You’re the passenger in a car driving through a rainstorm on a two lane road. The driver is about to switch into the opposite lane to pass the car ahead of you. You realize that he doesn’t see that ahead, about 1000 feet away, barreling down the hill, charging your way, in the opposite lane, the lane into which the driver is about to go, is a semi.

What would you do as the passenger in that car?

Would you tell yourself, “I won’t say anything. The driver is a good guy. He’ll figure things out”?

Would you think, “I’ve always lived a pretty good life. Even if I die, I’m sure I’ll be OK”?

Or would you, at the top of your lungs, yell at the driver, “Stop! Stay in this lane or that truck will kill us?”

Folks, original sin is a truck freighted with eternal separation from God for anyone who chooses to listen to their own ideas, rather than to those of God. It's barreling toward us from the moment we're conceived. The Bible tells us about original sin and I'm telling you about original sin again today because God doesn't want you to be ever separated from Him. God doesn't want any of us to die in our sin.

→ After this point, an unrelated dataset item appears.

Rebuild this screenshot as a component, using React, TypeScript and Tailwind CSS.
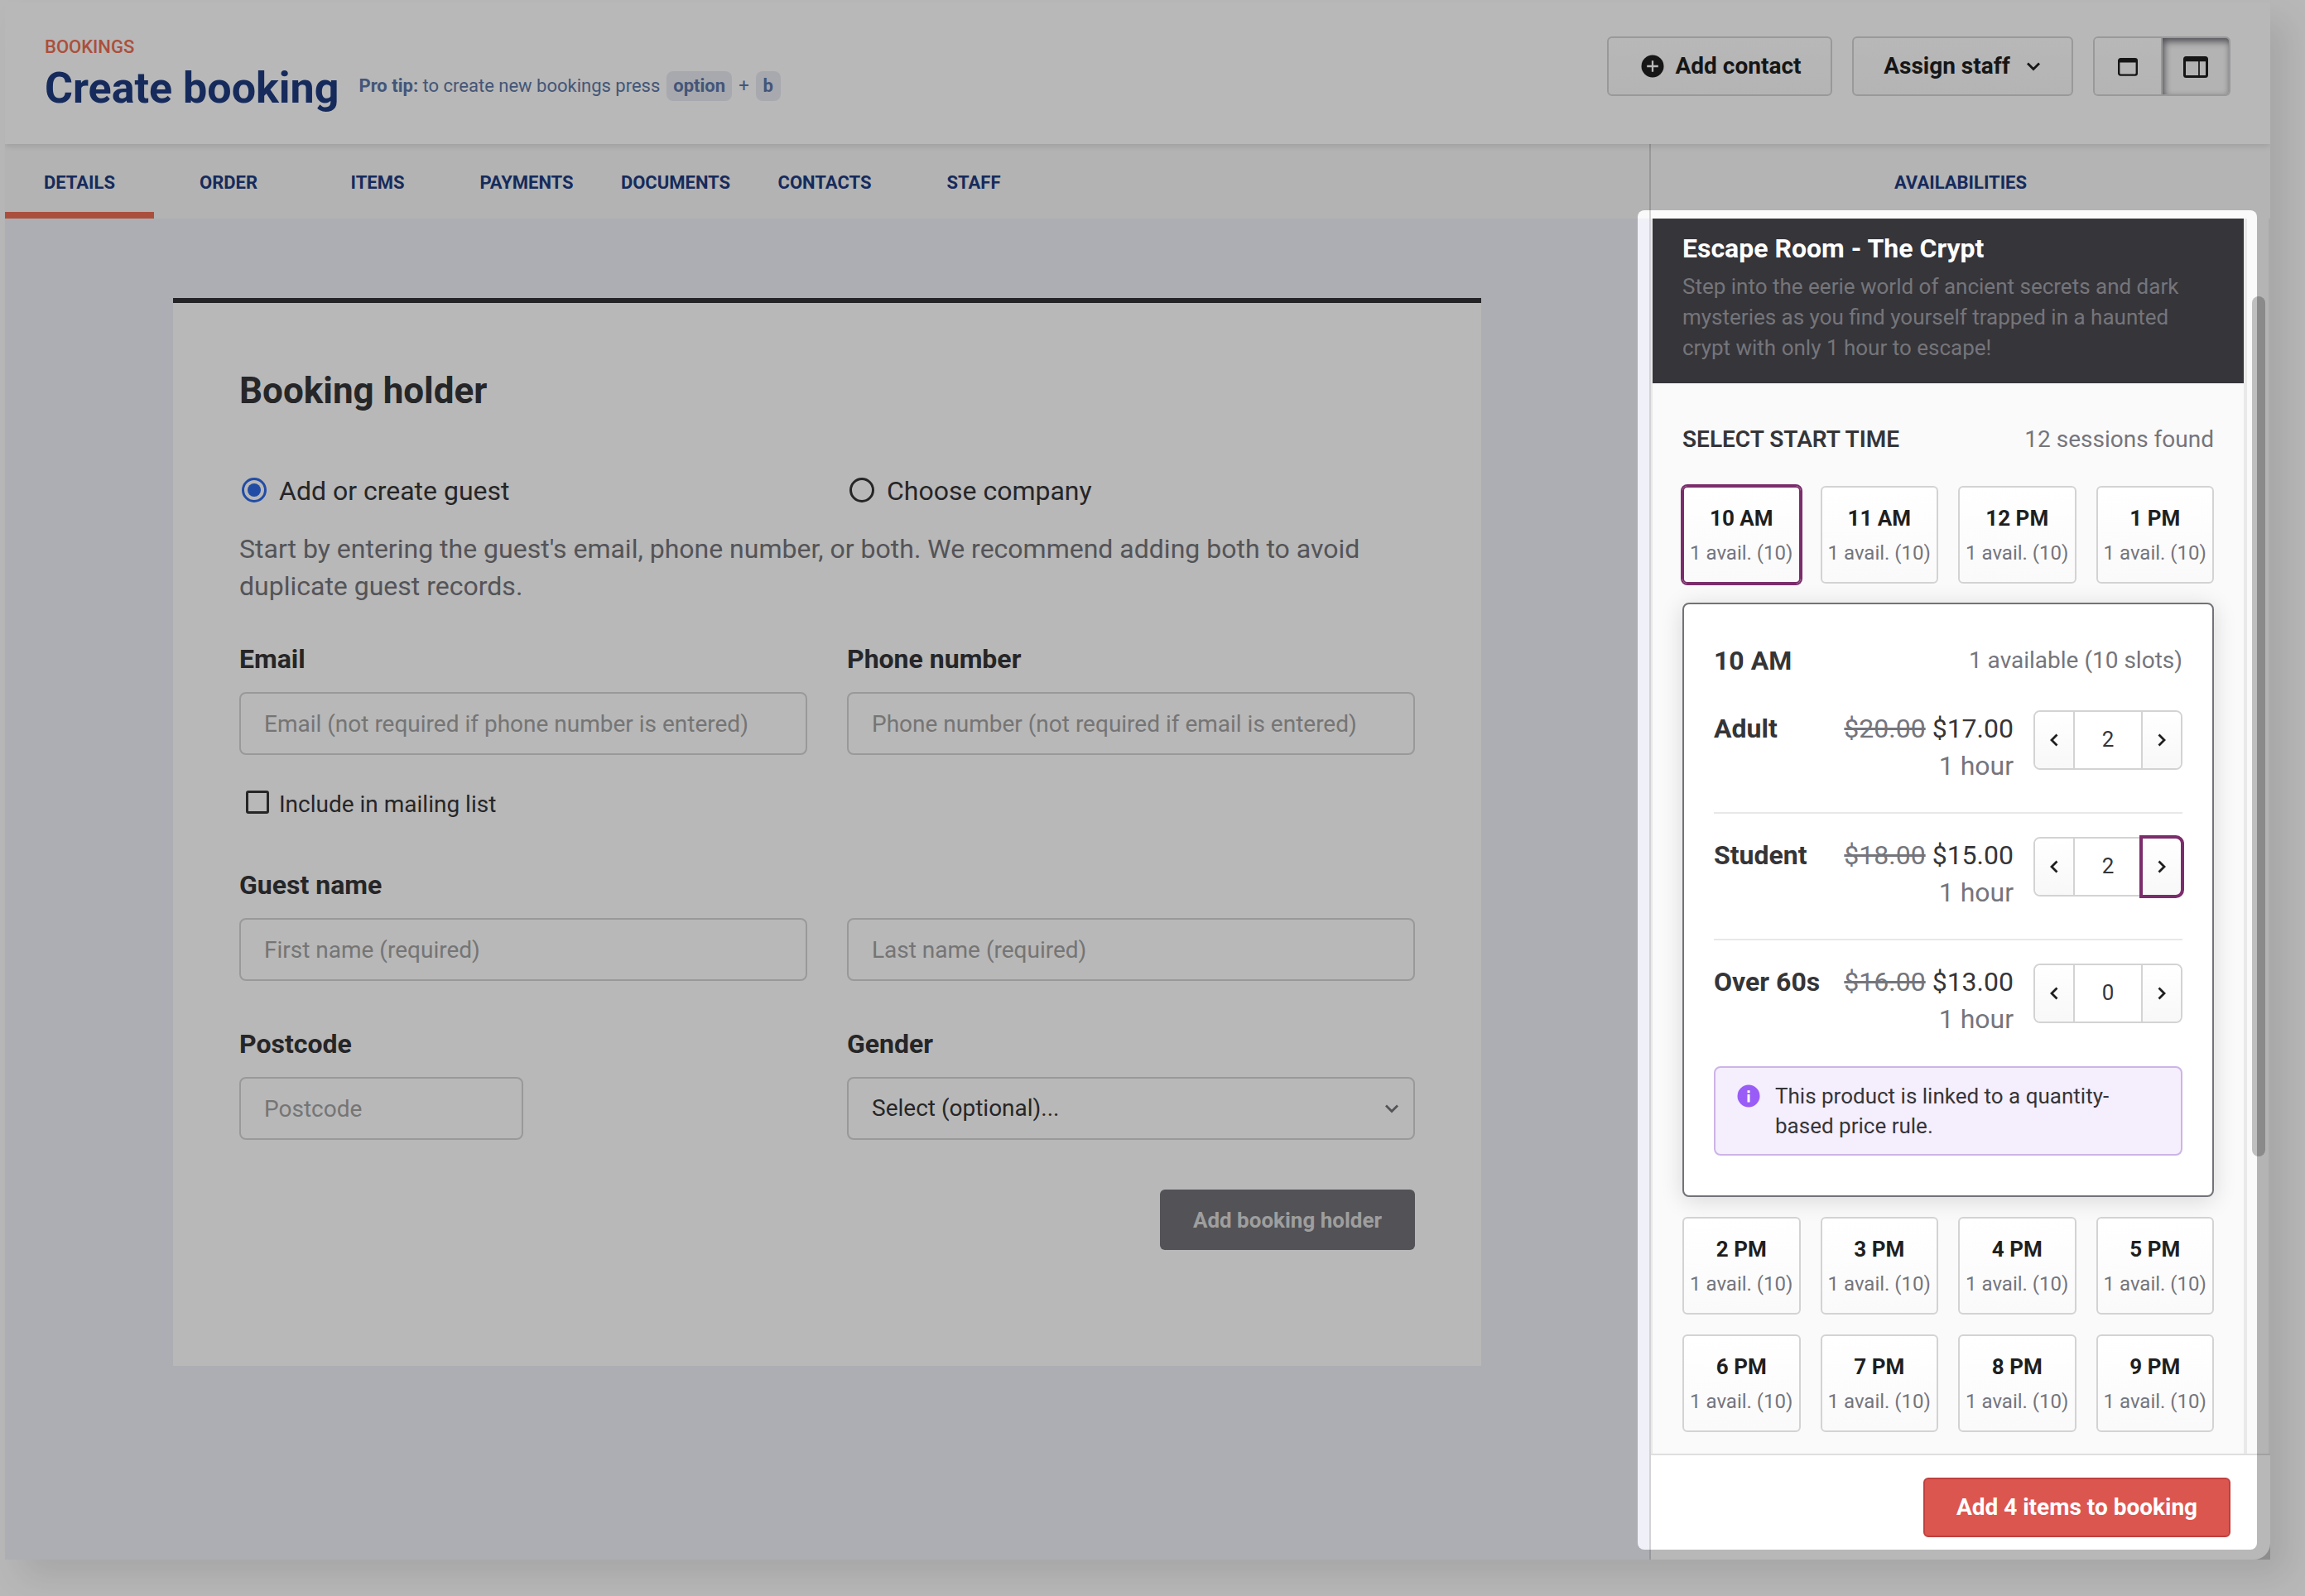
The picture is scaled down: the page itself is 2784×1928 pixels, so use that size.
import { ReactNode } from "react"

const tabs = ["Details", "Order", "Items", "Payments", "Documents", "Contacts", "Staff"]

const sessions = [
  ["10 AM", "11 AM", "12 PM", "1 PM"],
  ["2 PM", "3 PM", "4 PM", "5 PM"],
  ["6 PM", "7 PM", "8 PM", "9 PM"],
]

const tickets = [
  { name: "Adult", was: "$20.00", price: "$17.00", qty: 2, focused: false },
  { name: "Student", was: "$18.00", price: "$15.00", qty: 2, focused: true },
  { name: "Over 60s", was: "$16.00", price: "$13.00", qty: 0, focused: false },
]

function Chevron({ className, d }: { className: string; d: string }) {
  return (
    <svg className={className} viewBox="0 0 20 20" fill="none" stroke="currentColor" strokeWidth="2.8">
      <path d={d} />
    </svg>
  )
}

const LEFT = "M13.5 3.5 7 10l6.5 6.5"
const RIGHT = "M6.5 3.5 13 10l-6.5 6.5"
const DOWN = "M3 6.5l7 7 7-7"

function Header() {
  return (
    <header className="relative z-10 flex h-[171px] shrink-0 justify-between bg-white px-12 shadow-[0_2px_8px_rgba(0,0,0,0.14)] [clip-path:inset(0_0_-20px_0)]">
      <div className="pt-[41px]">
        <p className="text-[22px] leading-[26px] font-medium uppercase text-[#ee6e55]">Bookings</p>
        <div className="mt-[7px] flex items-center gap-6">
          <h1 className="text-[52px] leading-[60px] font-bold text-[#1f3c80]">Create booking</h1>
          <p className="mb-1.5 flex items-center text-[22px] leading-[26px] whitespace-pre text-[#5d78a7]">
            <b className="font-bold">Pro tip:</b> to create new bookings press
            <span className="ml-2 flex h-9 items-center rounded-lg bg-[#e9ebf3] px-2 font-bold">option</span>
            <span className="mx-2">+</span>
            <span className="flex h-9 items-center rounded-lg bg-[#e9ebf3] px-[9px] font-bold">b</span>
          </p>
        </div>
      </div>
      <div className="flex gap-6 pt-[41px] text-[28px] font-bold text-[#1f1f1f]">
        <button className="flex h-[72px] w-[272px] items-center justify-center gap-3.5 rounded-md border-2 border-[#d5d5d5] bg-linear-to-b from-white to-[#fafafa] pl-[3px]">
          <svg className="size-7" viewBox="0 0 28 28">
            <circle cx="14" cy="14" r="13.5" fill="#1f1f1f" />
            <path d="M14 7.2v13.6M7.2 14h13.6" stroke="#fff" strokeWidth="2.3" />
          </svg>
          Add contact
        </button>
        <button className="flex h-[72px] w-[267px] items-center justify-center gap-[18px] rounded-md border-2 border-[#d5d5d5] bg-linear-to-b from-white to-[#fafafa]">
          Assign staff
          <Chevron className="size-5" d={DOWN} />
        </button>
        <div className="flex h-[72px] w-[166px] overflow-hidden rounded-md border-2 border-[#d5d5d5]">
          <button className="flex w-20 items-center justify-center bg-linear-to-b from-white to-[#fafafa] pt-px">
            <svg className="h-[22px] w-6" viewBox="0 0 24 22">
              <rect x="1.2" y="1.2" width="21.6" height="19.4" rx="2" fill="none" stroke="#1f1f1f" strokeWidth="2.4" />
              <path d="M1 3.5h22" stroke="#1f1f1f" strokeWidth="4" />
            </svg>
          </button>
          <button className="flex flex-1 items-center justify-center border-l-2 border-[#d5d5d5] bg-[#f9f9f9] pt-px shadow-[inset_2px_4px_8px_rgba(30,30,45,0.65)]">
            <svg className="h-[26px] w-[30px]" viewBox="0 0 30 26">
              <rect x="1.5" y="1.5" width="27" height="23" rx="2" fill="none" stroke="#1f1f1f" strokeWidth="3" />
              <path d="M1 4h28" stroke="#1f1f1f" strokeWidth="4.5" />
              <path d="M19 4v21" stroke="#1f1f1f" strokeWidth="1.7" />
            </svg>
          </button>
        </div>
      </div>
    </header>
  )
}

function Field({ label, children }: { label: string; children: ReactNode }) {
  return (
    <div>
      <p className="mb-5 h-[41px] text-[32px] leading-[42px] font-bold">{label}</p>
      {children}
    </div>
  )
}

function Input({ placeholder, className = "w-full" }: { placeholder: string; className?: string }) {
  return (
    <input
      className={`block h-[76px] rounded-lg border-2 border-[#d5d5d5] bg-white px-7 text-[28px] placeholder:text-[#a3a3a3] ${className}`}
      placeholder={placeholder}
    />
  )
}

function BookingHolder() {
  return (
    <section className="mx-auto mt-24 h-[1290px] w-[1580px] border-t-[6px] border-[#333336] bg-white p-20 text-[32px] text-[#353538]">
      <h2 className="text-[44px] leading-[52px] font-bold">Booking holder</h2>
      <div className="mt-[74px] grid h-10 grid-cols-2 gap-12 leading-[42px]">
        <label className="flex gap-[15px]">
          <span className="mt-[5px] ml-[3px] flex size-[30px] items-center justify-center rounded-full border-[3px] border-[#2e6ae6]">
            <span className="size-4 rounded-full bg-[#2e6ae6]" />
          </span>
          Add or create guest
        </label>
        <label className="flex gap-[15px]">
          <span className="mt-[5px] ml-[3px] size-[30px] rounded-full border-[3px] border-[#353538]" />
          Choose company
        </label>
      </div>
      <p className="mt-[29px] leading-[45px] text-[#75757a]">
        Start by entering the guest's email, phone number, or both. We recommend adding both to avoid duplicate guest records.
      </p>
      <div className="mt-[44px] grid grid-cols-2 gap-x-12">
        <Field label="Email">
          <Input placeholder="Email (not required if phone number is entered)" />
        </Field>
        <Field label="Phone number">
          <Input placeholder="Phone number (not required if email is entered)" />
        </Field>
      </div>
      <label className="mt-[38px] flex h-10 gap-3 pl-2 text-[28px] leading-[43px]">
        <span className="mt-[5px] size-7 rounded-[3px] border-[3px] border-[#353538]" />
        Include in mailing list
      </label>
      <div className="mt-[58px] grid grid-cols-2 gap-x-12 gap-y-[55px]">
        <Field label="Guest name">
          <Input placeholder="First name (required)" />
        </Field>
        <Field label="">
          <Input placeholder="Last name (required)" />
        </Field>
        <Field label="Postcode">
          <Input placeholder="Postcode" className="w-[343px]" />
        </Field>
        <Field label="Gender">
          <div className="flex h-[76px] items-center justify-between rounded-lg border-2 border-[#d5d5d5] pr-4 pl-7 text-[28px]">
            Select (optional)...
            <Chevron className="size-5 text-[#75757a]" d={DOWN} />
          </div>
        </Field>
      </div>
      <button className="mt-[60px] ml-auto flex h-[73px] w-[308px] items-center justify-center rounded-md bg-[#737278] pt-0.5 text-[26px] font-bold text-[#dcdcdc]">
        Add booking holder
      </button>
    </section>
  )
}

function SessionRow({ times, selected }: { times: string[]; selected?: string }) {
  return (
    <div className="grid grid-cols-4 gap-6">
      {times.map((time) => (
        <button
          key={time}
          className={`flex flex-col items-center rounded-md border-2 bg-linear-to-b from-white to-[#fafafa] pt-4 pb-3.5 whitespace-nowrap ${
            time === selected ? "border-[#7b2d6b] ring-2 ring-[#7b2d6b]" : "border-[#d3d3d3]"
          }`}
        >
          <span className="text-[26px] leading-[42px] font-bold text-[#1f1f1f]">{time}</span>
          <span className="text-2xl leading-[42px] text-[#75757c]">1 avail. (10)</span>
        </button>
      ))}
    </div>
  )
}

function Stepper({ qty, focused }: { qty: number; focused: boolean }) {
  return (
    <div className="ml-6 flex h-[72px] w-[180px] rounded-lg border-2 border-[#d3d3d3] text-[26px] text-[#1f1f1f]">
      <button className="flex w-[46px] items-center justify-center rounded-l-md bg-linear-to-b from-white to-[#f8f8f8]">
        <Chevron className="size-5" d={LEFT} />
      </button>
      <div className="flex flex-1 items-center justify-center border-x-2 border-[#d3d3d3] pb-0.5 text-[#353538]">{qty}</div>
      <button
        className={`flex w-[46px] items-center justify-center rounded-r-md bg-linear-to-b from-white to-[#f8f8f8] ${
          focused ? "outline-4 outline-[#7b2d6b]" : ""
        }`}
      >
        <Chevron className="size-5" d={RIGHT} />
      </button>
    </div>
  )
}

function SessionDetail() {
  return (
    <div className="mt-[23px] mb-6 h-[718px] rounded-lg border-2 border-[#737278] bg-white px-9 pt-12 text-[#353538] shadow-[0_4px_28px_rgba(0,0,0,0.14)]">
      <div className="flex items-center justify-between leading-10">
        <h3 className="text-[32px] font-bold">10 AM</h3>
        <span className="text-[28px] text-[#75757c]">1 available (10 slots)</span>
      </div>
      <div className="mt-10 divide-y-2 divide-[#e8e8e8]">
        {tickets.map((t) => (
          <div key={t.name} className="mb-[28px] flex h-[125px] text-[32px] leading-[45px] last:mb-0">
            <span className="flex-1 font-bold">{t.name}</span>
            <div className="text-right">
              <p>
                <s className="text-[#75757c]">{t.was}</s> {t.price}
              </p>
              <p className="text-[#75757c]">1 hour</p>
            </div>
            <Stepper qty={t.qty} focused={t.focused} />
          </div>
        ))}
      </div>
      <div className="-mt-px flex h-[108px] gap-[18px] rounded-lg border-2 border-[#cdb4e6] bg-[#f5eefd] pt-4 pl-[26px] text-[26px] leading-9">
        <svg className="mt-1 size-7 shrink-0" viewBox="0 0 28 28">
          <circle cx="14" cy="14" r="13.5" fill="#9a5cf7" />
          <path d="M14 12v9.5M14 7.3v3" stroke="#fff" strokeWidth="3" />
        </svg>
        <p className="w-[420px]">This product is linked to a quantity-based price rule.</p>
      </div>
    </div>
  )
}

function Sidebar() {
  return (
    <aside className="flex w-[750px] flex-col border-l-2 border-[#d3d3d6] bg-[#fafafa]">
      <div className="flex h-[90px] shrink-0 items-center justify-center pt-0.5 text-[22px] font-bold uppercase text-[#1f3c80]">Availabilities</div>
      <div className="flex h-[1492px] shrink-0 border-r-2 border-[#ececec]">
        <div className="w-[720px] border-r-4 border-l-2 border-[#e9e9e9]">
          <div className="h-[199px] bg-[#36353a] px-9 pt-4">
            <h2 className="text-[32px] leading-10 font-bold text-white">Escape Room - The Crypt</h2>
            <p className="mt-2 text-[26px] leading-[37px] text-[#75757a]">
              Step into the eerie world of ancient secrets and dark mysteries as you find yourself trapped in a haunted crypt with only 1 hour to escape!
            </p>
          </div>
          <div className="px-9 pt-12">
            <div className="mb-9 flex items-center justify-between text-[28px] leading-10">
              <h3 className="font-semibold text-[#353538] uppercase">Select start time</h3>
              <span className="text-[#75757c]">12 sessions found</span>
            </div>
            <SessionRow times={sessions[0]} selected="10 AM" />
            <SessionDetail />
            <div className="flex flex-col gap-6">
              <SessionRow times={sessions[1]} />
              <SessionRow times={sessions[2]} />
            </div>
          </div>
        </div>
        <div className="mt-[94px] ml-[6px] h-[1039px] w-4 rounded-full bg-[#bfbfbf]" />
      </div>
      <footer className="flex flex-1 justify-end border-t-2 border-[#dfdfdf] bg-[#c4c4c4]">
        <div className="flex h-full w-full justify-end rounded-br-[20px] bg-white pt-[27px] pr-12">
          <button className="h-[72px] w-[371px] rounded-md border-2 border-[#bf403e] bg-[#dc5650] text-[28px] font-bold text-white">
            Add 4 items to booking
          </button>
        </div>
      </footer>
    </aside>
  )
}

export default function App() {
  return (
    <div className="relative h-[1928px] w-[2784px] overflow-hidden bg-white pt-[3px] pl-[6px] [font-family:Roboto,sans-serif]">
      <div className="flex h-[1881px] w-[2736px] flex-col shadow-[20px_20px_40px_rgba(0,0,0,0.1)]">
        <Header />
        <div className="flex flex-1">
          <main className="flex-1 bg-[#f0f1f8]">
            <nav className="flex h-[90px] bg-[#f9f9f9] text-[22px] font-bold uppercase text-[#1f3c80]">
              {tabs.map((tab, i) => (
                <a
                  key={tab}
                  className={`flex w-[180px] items-center justify-center border-b-8 pt-2.5 ${i === 0 ? "border-[#ee6e55]" : "border-transparent"}`}
                >
                  {tab}
                </a>
              ))}
            </nav>
            <BookingHolder />
          </main>
          <Sidebar />
        </div>
      </div>
      {/* dims everything around the availabilities panel */}
      <div className="pointer-events-none absolute top-[254px] left-[1978px] z-20 h-[1618px] w-[748px] rounded-lg shadow-[0_0_0_2800px_rgba(0,0,0,0.28)]" />
    </div>
  )
}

Though this has been a bleak topic, we are not without hope. Turn to Romans 5:8. It says: “But God demonstrates His own love toward us, in that while we were still sinners [still imprisoned by the sin into which we were born], Christ died for us.”

Jesus, the Son of God, is the lane, the way, we can follow to avoid the condemnation our sinfulness deserves.

And that’s what (and Who) we’ll talk about next Sunday. 

[This was shared during worship with the people of Saint Matthew Lutheran Church in Logan, Ohio, this morning.]